Ah, very nice! That’s a numbers game of realizing that the total number of characters used in the texts is really not that much.
Okay, I was playing around with Noto Sans a bit, and I found that by setting the font face (TC or SC) and setting the language tags, glyphs are rendered differently.
The following is with “Noto Sans CJK TC”, for different language tags. The form with the broken radical at the top is the form used in Taiwan or Hong Kong.
When Noto Sans SC is specified instead, the results are quite different:
Apparently even when specifying the TC or SC font, and not the other at all, the language tags will still influence which forms are selected.
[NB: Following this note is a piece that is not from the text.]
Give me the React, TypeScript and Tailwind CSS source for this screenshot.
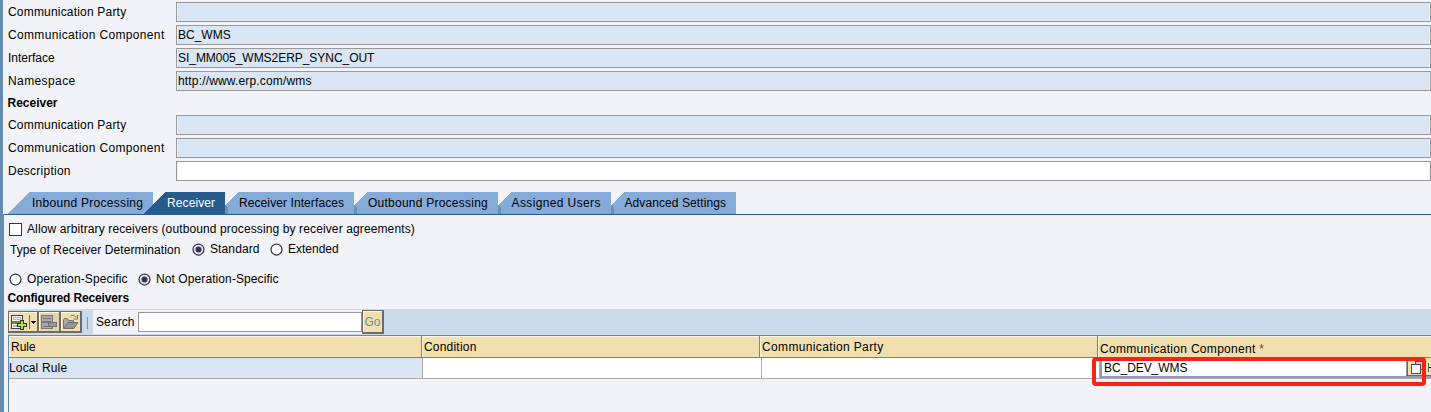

For example, in CSS I have “Noto Sans CJK SC”, and next “Unifont,” and it still picks out glyphs for Taiwan variants for “zh-tw”.
Basically, using TC will cause “lzh” text to have Taiwan variants, while using SC will cause “lzh” text to have Mainland variants (although note all are traditional characters using the same Unicode points).
These sort of things are potentially sensitive issues also because they are regional variants, and so there are always some politics about Chinese characters in East Asia, and to what extent they should be unified (with “unification” using revolving around the Chinese language, and mainland China).
Neither variant is more “correct” than the other. After comparing a few characters and looking at the many variants used between countries, and in the Kangxi Dictionary, it’s apparent that there was always a bit of variation, and that no modern forms are exactly the same as the Kangxi forms.
In terms of numbers and demographics, the mainland has some 40 times the number of people in Taiwan and Hong Kong combined. This inevitably means that most readers around the world are more familiar with the SC forms, and most Chinese books will also use SC forms. Additionally, Chinese (“zh”) text on the Web seems to render in SC forms by default, including everything on CBETA. So my tendency is to use the SC forms (and also because they look more familiar to my eyes).
Nevertheless, Taiwan and Hong Kong have long histories of using the traditional characters, and still use them to this day for everything. Their forms are no less correct, and so it mostly comes down to personal preference.
Finally, here are a few dictionary entries that show different forms. In the sequence, it shows (1) mainland China, (2) Taiwan, (3) Hong Kong, (4) Japan, (5) Korea, and (6) Kangxi Dictionary.
In general, it seems like mainland China, Japan, and Korea often use similar forms, while Hong Kong and Taiwan often agree about slightly different ones.